_Recorded data_
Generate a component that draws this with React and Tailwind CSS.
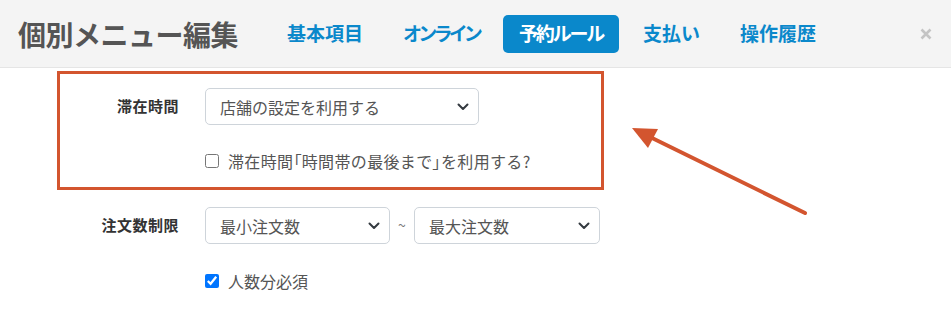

---

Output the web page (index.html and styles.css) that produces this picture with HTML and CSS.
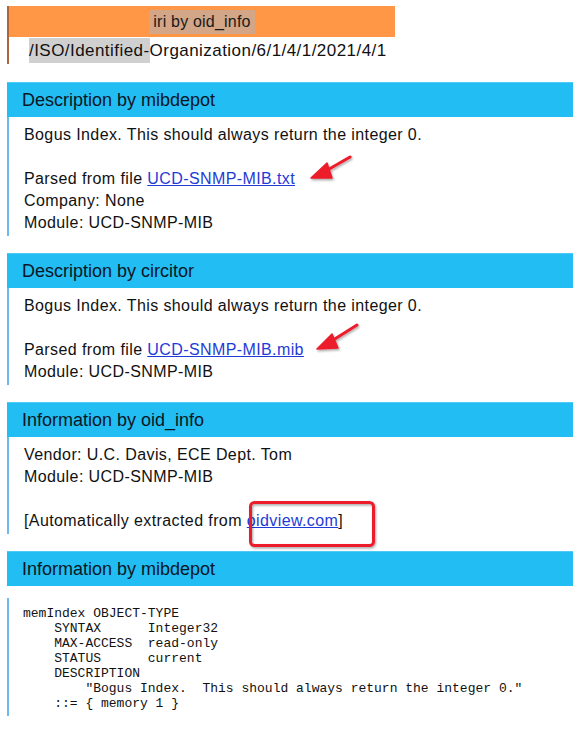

...

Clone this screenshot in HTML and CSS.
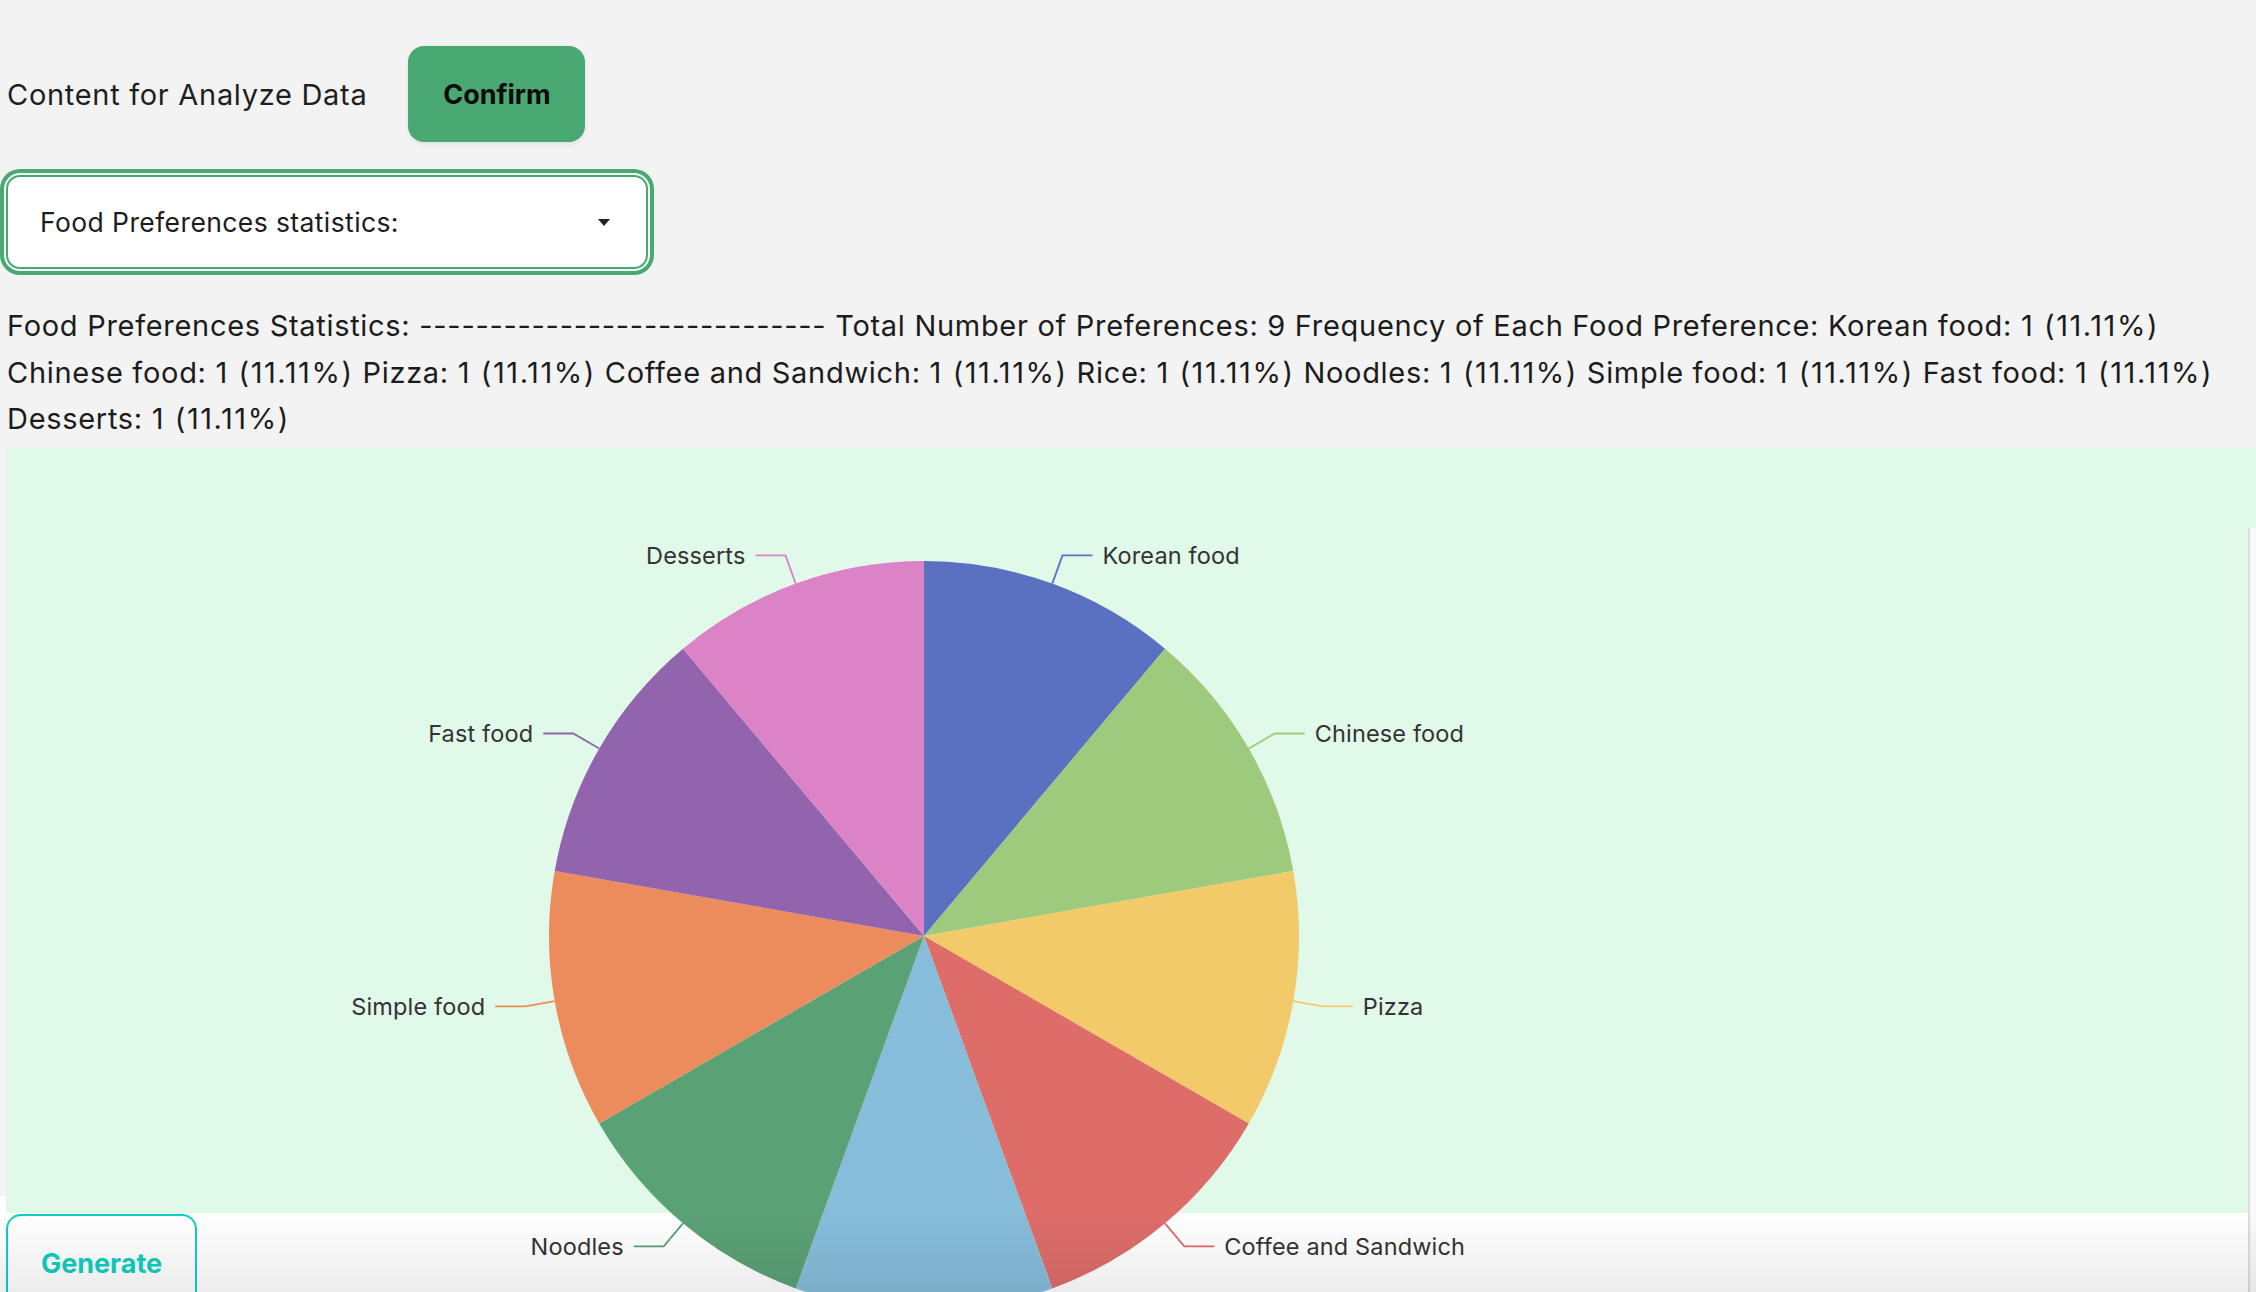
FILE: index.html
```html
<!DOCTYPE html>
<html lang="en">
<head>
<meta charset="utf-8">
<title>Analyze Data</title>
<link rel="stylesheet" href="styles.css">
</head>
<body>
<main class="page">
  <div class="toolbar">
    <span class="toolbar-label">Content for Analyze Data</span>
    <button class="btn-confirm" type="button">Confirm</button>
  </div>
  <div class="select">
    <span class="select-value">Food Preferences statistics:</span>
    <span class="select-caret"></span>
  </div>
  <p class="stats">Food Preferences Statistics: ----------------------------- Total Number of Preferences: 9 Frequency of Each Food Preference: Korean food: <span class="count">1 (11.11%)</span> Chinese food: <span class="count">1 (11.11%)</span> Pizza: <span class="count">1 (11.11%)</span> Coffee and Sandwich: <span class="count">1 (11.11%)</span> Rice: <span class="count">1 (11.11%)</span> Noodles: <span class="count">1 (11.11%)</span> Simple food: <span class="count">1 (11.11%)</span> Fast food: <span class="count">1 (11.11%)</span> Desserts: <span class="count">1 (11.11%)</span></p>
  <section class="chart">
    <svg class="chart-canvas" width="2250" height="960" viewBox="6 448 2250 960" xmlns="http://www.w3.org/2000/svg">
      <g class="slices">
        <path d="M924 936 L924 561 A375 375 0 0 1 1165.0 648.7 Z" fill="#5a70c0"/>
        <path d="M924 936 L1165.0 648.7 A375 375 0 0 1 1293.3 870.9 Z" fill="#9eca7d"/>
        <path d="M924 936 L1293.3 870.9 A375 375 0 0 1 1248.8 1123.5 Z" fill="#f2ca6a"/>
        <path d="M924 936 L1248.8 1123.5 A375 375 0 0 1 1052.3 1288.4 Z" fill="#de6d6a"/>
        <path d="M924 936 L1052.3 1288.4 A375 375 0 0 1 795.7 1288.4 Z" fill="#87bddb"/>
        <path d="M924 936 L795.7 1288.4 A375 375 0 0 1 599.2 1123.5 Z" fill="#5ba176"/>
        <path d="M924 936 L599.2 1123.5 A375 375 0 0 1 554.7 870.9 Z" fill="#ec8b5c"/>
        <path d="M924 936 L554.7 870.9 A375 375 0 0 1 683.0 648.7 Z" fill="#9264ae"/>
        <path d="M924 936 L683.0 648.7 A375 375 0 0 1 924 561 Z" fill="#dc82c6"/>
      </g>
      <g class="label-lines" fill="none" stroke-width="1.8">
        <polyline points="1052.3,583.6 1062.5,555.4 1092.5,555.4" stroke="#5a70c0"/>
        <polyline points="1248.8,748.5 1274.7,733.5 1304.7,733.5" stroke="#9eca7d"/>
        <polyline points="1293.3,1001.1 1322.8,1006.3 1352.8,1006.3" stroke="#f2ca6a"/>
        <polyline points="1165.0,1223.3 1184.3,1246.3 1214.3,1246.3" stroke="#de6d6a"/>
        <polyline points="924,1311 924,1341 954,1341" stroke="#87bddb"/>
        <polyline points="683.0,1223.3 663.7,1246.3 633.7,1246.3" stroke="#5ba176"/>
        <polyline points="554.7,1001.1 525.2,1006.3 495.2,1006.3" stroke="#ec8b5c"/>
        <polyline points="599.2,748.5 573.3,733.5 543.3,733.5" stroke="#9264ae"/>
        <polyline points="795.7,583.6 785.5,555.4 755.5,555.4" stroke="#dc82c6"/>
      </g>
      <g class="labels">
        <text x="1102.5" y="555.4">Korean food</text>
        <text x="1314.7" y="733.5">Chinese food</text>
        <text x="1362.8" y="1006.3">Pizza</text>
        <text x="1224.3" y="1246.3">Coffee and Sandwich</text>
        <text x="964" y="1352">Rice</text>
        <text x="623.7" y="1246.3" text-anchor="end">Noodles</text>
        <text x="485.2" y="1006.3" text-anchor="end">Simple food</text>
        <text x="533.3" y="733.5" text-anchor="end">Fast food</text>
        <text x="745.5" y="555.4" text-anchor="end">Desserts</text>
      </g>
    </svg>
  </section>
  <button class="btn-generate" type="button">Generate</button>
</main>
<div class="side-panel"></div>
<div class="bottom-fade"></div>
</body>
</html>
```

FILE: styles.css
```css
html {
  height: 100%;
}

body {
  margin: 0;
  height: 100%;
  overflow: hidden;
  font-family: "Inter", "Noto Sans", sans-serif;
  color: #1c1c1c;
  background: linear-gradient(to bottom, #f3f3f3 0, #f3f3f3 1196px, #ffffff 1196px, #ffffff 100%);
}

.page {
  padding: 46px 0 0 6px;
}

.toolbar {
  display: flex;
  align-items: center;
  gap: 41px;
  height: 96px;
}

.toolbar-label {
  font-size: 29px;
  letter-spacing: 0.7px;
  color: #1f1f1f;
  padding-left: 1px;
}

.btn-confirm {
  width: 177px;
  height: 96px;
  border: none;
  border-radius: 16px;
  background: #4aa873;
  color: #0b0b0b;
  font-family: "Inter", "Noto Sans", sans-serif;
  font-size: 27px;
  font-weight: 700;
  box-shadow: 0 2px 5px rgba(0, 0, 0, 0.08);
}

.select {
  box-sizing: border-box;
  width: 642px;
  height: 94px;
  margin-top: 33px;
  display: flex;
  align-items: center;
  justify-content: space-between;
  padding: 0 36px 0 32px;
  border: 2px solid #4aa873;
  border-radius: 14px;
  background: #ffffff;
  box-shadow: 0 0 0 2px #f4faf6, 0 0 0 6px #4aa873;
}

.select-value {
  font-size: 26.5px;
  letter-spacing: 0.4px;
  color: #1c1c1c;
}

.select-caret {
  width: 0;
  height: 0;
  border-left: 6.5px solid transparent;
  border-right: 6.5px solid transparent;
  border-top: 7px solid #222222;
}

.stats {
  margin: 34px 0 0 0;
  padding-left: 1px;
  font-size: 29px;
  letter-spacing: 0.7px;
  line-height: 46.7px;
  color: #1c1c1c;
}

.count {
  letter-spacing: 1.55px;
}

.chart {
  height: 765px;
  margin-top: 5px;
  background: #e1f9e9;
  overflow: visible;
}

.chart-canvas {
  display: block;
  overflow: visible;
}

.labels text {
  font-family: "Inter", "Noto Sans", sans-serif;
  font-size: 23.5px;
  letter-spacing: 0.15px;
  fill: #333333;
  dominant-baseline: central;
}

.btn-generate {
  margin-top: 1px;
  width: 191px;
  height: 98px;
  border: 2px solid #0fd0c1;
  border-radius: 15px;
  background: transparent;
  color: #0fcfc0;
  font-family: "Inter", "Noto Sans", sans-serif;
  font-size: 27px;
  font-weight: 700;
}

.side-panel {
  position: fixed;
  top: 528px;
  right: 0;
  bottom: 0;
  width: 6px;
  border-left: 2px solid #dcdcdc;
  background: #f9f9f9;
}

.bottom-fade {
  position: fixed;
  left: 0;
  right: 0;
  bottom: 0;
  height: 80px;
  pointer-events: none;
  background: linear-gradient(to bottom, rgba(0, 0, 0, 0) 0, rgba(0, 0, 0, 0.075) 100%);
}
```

_Exercise description_
Which lines in the listing above hold the word "with"? Show each of them.

_Exercise output_
Generate a component that draws this with React and Tailwind CSS.
Output the web page (index.html and styles.css) that produces this picture with HTML and CSS.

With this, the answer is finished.